___ COLLECTED MATERIAL ___

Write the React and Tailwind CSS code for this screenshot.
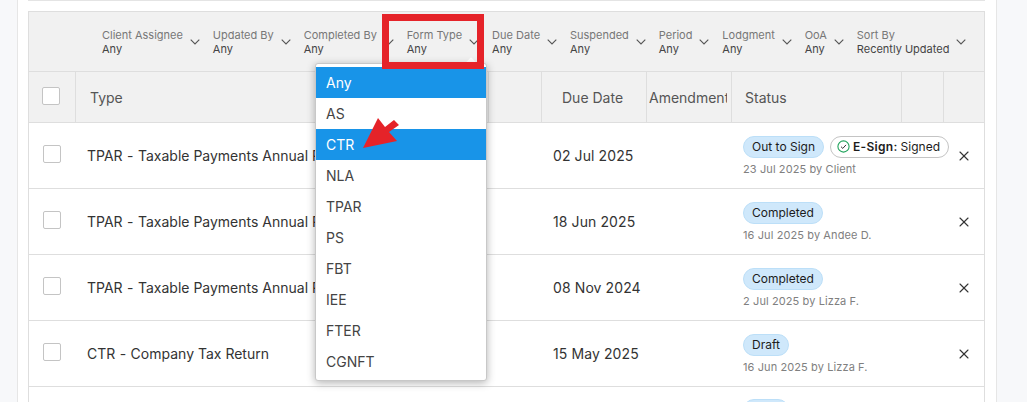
import React from "react";
import { X } from "lucide-react";

const filters = [
  { label: "Client Assignee", value: "Any" },
  { label: "Updated By", value: "Any" },
  { label: "Completed By", value: "Any" },
  { label: "Form Type", value: "Any" },
  { label: "Due Date", value: "Any" },
  { label: "Suspended", value: "Any" },
  { label: "Period", value: "Any" },
  { label: "Lodgment", value: "Any" },
  { label: "OoA", value: "Any" },
  { label: "Sort By", value: "Recently Updated" },
];

const rows = [
  { code: "TPAR", name: "Taxable Payments Annual Report", due: "02 Jul 2025", status: "Out to Sign", esign: true, note: "23 Jul 2025 by Client" },
  { code: "TPAR", name: "Taxable Payments Annual Report", due: "18 Jun 2025", status: "Completed", note: "16 Jul 2025 by Andee D." },
  { code: "TPAR", name: "Taxable Payments Annual Report", due: "08 Nov 2024", status: "Completed", note: "2 Jul 2025 by Lizza F." },
  { code: "CTR", name: "Company Tax Return", due: "15 May 2025", status: "Draft", note: "16 Jun 2025 by Lizza F." },
];

const options = ["Any", "AS", "CTR", "NLA", "TPAR", "PS", "FBT", "IEE", "FTER", "CGNFT"];

const Checkbox = ({ className }) => (
  <div className={`w-[18px] h-[18px] rounded-[2px] bg-white border border-[#c4c4c4] shrink-0 ${className}`} />
);

const Pill = ({ children }) => (
  <span className="inline-flex h-[22px] px-[8px] items-center rounded-full bg-[#cfe8fb] border border-[#bcdff8] text-[12px] text-[#1c1c1c] whitespace-nowrap">
    {children}
  </span>
);

const App = () => {
  return (
    <div className="relative w-[1027px] h-[402px] overflow-hidden bg-[#f7f8fa] text-[#444] font-['Inter',sans-serif]">
      <div className="ml-[17px] w-[980px] h-[402px] bg-white border-x border-[#e6e6e6] pl-[10px] pr-[11px]">
        <div className="h-[1px] bg-[#e4e4e4]" />
        <div className="mt-[10px] border-x border-[#dedede]">
          {/* filter bar */}
          <div className="h-[61px] flex items-center bg-[#f1f1f1] border-y border-[#dedede] pl-[73px]">
            {filters.map((f) => (
              <div key={f.label} className="flex items-center mr-[12.9px] whitespace-nowrap">
                <div className="text-[11px] leading-[14px]">
                  <div className="text-[#777]">{f.label}</div>
                  <div className="text-[#444]">{f.value}</div>
                </div>
                <svg width="10" height="6" viewBox="0 0 10 6" fill="none" className="ml-[7px] shrink-0">
                  <path d="M0.7 0.7 L5 5 L9.3 0.7" stroke="#555" strokeWidth="1.1" />
                </svg>
              </div>
            ))}
          </div>

          {/* column headers */}
          <div className="h-[51px] flex items-stretch bg-[#f1f1f1] border-b border-[#dedede] text-[14px] text-[#555]">
            <div className="w-[47px] flex items-center justify-center border-r border-[#dedede]">
              <Checkbox className="mb-[2px] mr-[2px]" />
            </div>
            <div className="w-[413px] flex items-center pl-[14px] border-r border-[#dedede]">Type</div>
            <div className="w-[53px] border-r border-[#dedede]" />
            <div className="w-[105px] flex items-center pl-[20px] border-r border-[#dedede]">Due Date</div>
            <div className="w-[85px] flex items-center pl-[2px] pr-[4px] border-r border-[#dedede]">
              <span className="overflow-hidden whitespace-nowrap">Amendment</span>
            </div>
            <div className="w-[170px] flex items-center pl-[13px] border-r border-[#dedede]">Status</div>
            <div className="w-[42px] border-r border-[#dedede]" />
            <div className="flex-1" />
          </div>

          {/* rows */}
          {rows.map((r, i) => (
            <div key={i} className="h-[66px] flex items-center border-b border-[#dedede] text-[#333]">
              <div className="w-[47px] flex justify-center">
                <Checkbox className="mb-[4px] mr-[2px]" />
              </div>
              <div className="w-[466px] pl-[11px] text-[14px] whitespace-nowrap overflow-hidden">
                {r.code} <span className="px-[0.5px]">-</span> {r.name}
              </div>
              <div className="w-[105px] pl-[11px] text-[14px] tracking-[0.1px]">{r.due}</div>
              <div className="w-[85px]" />
              <div className="w-[212px] pl-[11px]">
                <div className="flex items-center gap-[6px]">
                  <Pill>{r.status}</Pill>
                  {r.esign && (
                    <span className="h-[22px] pl-[6px] pr-[8px] flex items-center gap-[3px] rounded-full border border-[#c4c4c4] text-[12px] text-[#1c1c1c] whitespace-nowrap">
                      <svg width="13" height="13" viewBox="0 0 13 13" fill="none" className="shrink-0">
                        <circle cx="6.5" cy="6.5" r="5.6" stroke="#22a45d" strokeWidth="1.1" />
                        <path d="M4 6.7 L5.8 8.4 L9 4.9" stroke="#333" strokeWidth="1" />
                      </svg>
                      <b className="font-semibold tracking-[0.3px]">E-Sign:</b>
                      <span>Signed</span>
                    </span>
                  )}
                </div>
                <div className="mt-[4px] text-[11px] leading-[14px] tracking-[0.1px] text-[#808080] whitespace-nowrap">{r.note}</div>
              </div>
              <div className="flex-1 flex justify-center">
                <X size={16} strokeWidth={1.6} className="text-[#333]" />
              </div>
            </div>
          ))}

          {/* next row, only its pill's top shows */}
          <div className="ml-[714px] mt-[12px]">
            <span className="block w-[46px] h-[22px] rounded-full bg-[#cfe8fb] border border-[#bcdff8]" />
          </div>
        </div>
      </div>

      {/* dropdown menu */}
      <div className="absolute left-[467px] top-[59px] w-[8px] h-[8px] rotate-45 bg-white" />
      <div className="absolute left-[315px] top-[63px] w-[172px] h-[318px] pt-[3px] bg-white rounded-[3px] border border-[#c8c8c8] shadow-[0_2px_8px_rgba(0,0,0,0.3)] text-[14px] text-[#444]">
        {options.map((o, i) => (
          <div
            key={o}
            className={`h-[31px] flex items-center pl-[10px] ${i === 0 || i === 2 ? "bg-[#1894e8] text-white" : ""}`}
          >
            {o}
          </div>
        ))}
      </div>

      {/* annotations */}
      <div className="absolute left-[382px] top-[14px] w-[102px] h-[55px] border-[7px] border-[#e52329]" />
      <svg className="absolute left-[360px] top-[117px]" width="42" height="36" viewBox="0 0 42 36">
        <path d="M3 31 L18 1 L25 10 L34 3 L39 8 L29 15 L37 24 Z" fill="#e52329" />
      </svg>
    </div>
  );
};

export default App;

___

WHAT THE TASK REQUIRES -> Output the data above without changes, apart from leaving out the pictures.

COMPLETED EXERCISE ->
Write the React and Tailwind CSS code for this screenshot.
import React from "react";
import { X } from "lucide-react";

const filters = [
  { label: "Client Assignee", value: "Any" },
  { label: "Updated By", value: "Any" },
  { label: "Completed By", value: "Any" },
  { label: "Form Type", value: "Any" },
  { label: "Due Date", value: "Any" },
  { label: "Suspended", value: "Any" },
  { label: "Period", value: "Any" },
  { label: "Lodgment", value: "Any" },
  { label: "OoA", value: "Any" },
  { label: "Sort By", value: "Recently Updated" },
];

const rows = [
  { code: "TPAR", name: "Taxable Payments Annual Report", due: "02 Jul 2025", status: "Out to Sign", esign: true, note: "23 Jul 2025 by Client" },
  { code: "TPAR", name: "Taxable Payments Annual Report", due: "18 Jun 2025", status: "Completed", note: "16 Jul 2025 by Andee D." },
  { code: "TPAR", name: "Taxable Payments Annual Report", due: "08 Nov 2024", status: "Completed", note: "2 Jul 2025 by Lizza F." },
  { code: "CTR", name: "Company Tax Return", due: "15 May 2025", status: "Draft", note: "16 Jun 2025 by Lizza F." },
];

const options = ["Any", "AS", "CTR", "NLA", "TPAR", "PS", "FBT", "IEE", "FTER", "CGNFT"];

const Checkbox = ({ className }) => (
  <div className={`w-[18px] h-[18px] rounded-[2px] bg-white border border-[#c4c4c4] shrink-0 ${className}`} />
);

const Pill = ({ children }) => (
  <span className="inline-flex h-[22px] px-[8px] items-center rounded-full bg-[#cfe8fb] border border-[#bcdff8] text-[12px] text-[#1c1c1c] whitespace-nowrap">
    {children}
  </span>
);

const App = () => {
  return (
    <div className="relative w-[1027px] h-[402px] overflow-hidden bg-[#f7f8fa] text-[#444] font-['Inter',sans-serif]">
      <div className="ml-[17px] w-[980px] h-[402px] bg-white border-x border-[#e6e6e6] pl-[10px] pr-[11px]">
        <div className="h-[1px] bg-[#e4e4e4]" />
        <div className="mt-[10px] border-x border-[#dedede]">
          {/* filter bar */}
          <div className="h-[61px] flex items-center bg-[#f1f1f1] border-y border-[#dedede] pl-[73px]">
            {filters.map((f) => (
              <div key={f.label} className="flex items-center mr-[12.9px] whitespace-nowrap">
                <div className="text-[11px] leading-[14px]">
                  <div className="text-[#777]">{f.label}</div>
                  <div className="text-[#444]">{f.value}</div>
                </div>
                <svg width="10" height="6" viewBox="0 0 10 6" fill="none" className="ml-[7px] shrink-0">
                  <path d="M0.7 0.7 L5 5 L9.3 0.7" stroke="#555" strokeWidth="1.1" />
                </svg>
              </div>
            ))}
          </div>

          {/* column headers */}
          <div className="h-[51px] flex items-stretch bg-[#f1f1f1] border-b border-[#dedede] text-[14px] text-[#555]">
            <div className="w-[47px] flex items-center justify-center border-r border-[#dedede]">
              <Checkbox className="mb-[2px] mr-[2px]" />
            </div>
            <div className="w-[413px] flex items-center pl-[14px] border-r border-[#dedede]">Type</div>
            <div className="w-[53px] border-r border-[#dedede]" />
            <div className="w-[105px] flex items-center pl-[20px] border-r border-[#dedede]">Due Date</div>
            <div className="w-[85px] flex items-center pl-[2px] pr-[4px] border-r border-[#dedede]">
              <span className="overflow-hidden whitespace-nowrap">Amendment</span>
            </div>
            <div className="w-[170px] flex items-center pl-[13px] border-r border-[#dedede]">Status</div>
            <div className="w-[42px] border-r border-[#dedede]" />
            <div className="flex-1" />
          </div>

          {/* rows */}
          {rows.map((r, i) => (
            <div key={i} className="h-[66px] flex items-center border-b border-[#dedede] text-[#333]">
              <div className="w-[47px] flex justify-center">
                <Checkbox className="mb-[4px] mr-[2px]" />
              </div>
              <div className="w-[466px] pl-[11px] text-[14px] whitespace-nowrap overflow-hidden">
                {r.code} <span className="px-[0.5px]">-</span> {r.name}
              </div>
              <div className="w-[105px] pl-[11px] text-[14px] tracking-[0.1px]">{r.due}</div>
              <div className="w-[85px]" />
              <div className="w-[212px] pl-[11px]">
                <div className="flex items-center gap-[6px]">
                  <Pill>{r.status}</Pill>
                  {r.esign && (
                    <span className="h-[22px] pl-[6px] pr-[8px] flex items-center gap-[3px] rounded-full border border-[#c4c4c4] text-[12px] text-[#1c1c1c] whitespace-nowrap">
                      <svg width="13" height="13" viewBox="0 0 13 13" fill="none" className="shrink-0">
                        <circle cx="6.5" cy="6.5" r="5.6" stroke="#22a45d" strokeWidth="1.1" />
                        <path d="M4 6.7 L5.8 8.4 L9 4.9" stroke="#333" strokeWidth="1" />
                      </svg>
                      <b className="font-semibold tracking-[0.3px]">E-Sign:</b>
                      <span>Signed</span>
                    </span>
                  )}
                </div>
                <div className="mt-[4px] text-[11px] leading-[14px] tracking-[0.1px] text-[#808080] whitespace-nowrap">{r.note}</div>
              </div>
              <div className="flex-1 flex justify-center">
                <X size={16} strokeWidth={1.6} className="text-[#333]" />
              </div>
            </div>
          ))}

          {/* next row, only its pill's top shows */}
          <div className="ml-[714px] mt-[12px]">
            <span className="block w-[46px] h-[22px] rounded-full bg-[#cfe8fb] border border-[#bcdff8]" />
          </div>
        </div>
      </div>

      {/* dropdown menu */}
      <div className="absolute left-[467px] top-[59px] w-[8px] h-[8px] rotate-45 bg-white" />
      <div className="absolute left-[315px] top-[63px] w-[172px] h-[318px] pt-[3px] bg-white rounded-[3px] border border-[#c8c8c8] shadow-[0_2px_8px_rgba(0,0,0,0.3)] text-[14px] text-[#444]">
        {options.map((o, i) => (
          <div
            key={o}
            className={`h-[31px] flex items-center pl-[10px] ${i === 0 || i === 2 ? "bg-[#1894e8] text-white" : ""}`}
          >
            {o}
          </div>
        ))}
      </div>

      {/* annotations */}
      <div className="absolute left-[382px] top-[14px] w-[102px] h-[55px] border-[7px] border-[#e52329]" />
      <svg className="absolute left-[360px] top-[117px]" width="42" height="36" viewBox="0 0 42 36">
        <path d="M3 31 L18 1 L25 10 L34 3 L39 8 L29 15 L37 24 Z" fill="#e52329" />
      </svg>
    </div>
  );
};

export default App;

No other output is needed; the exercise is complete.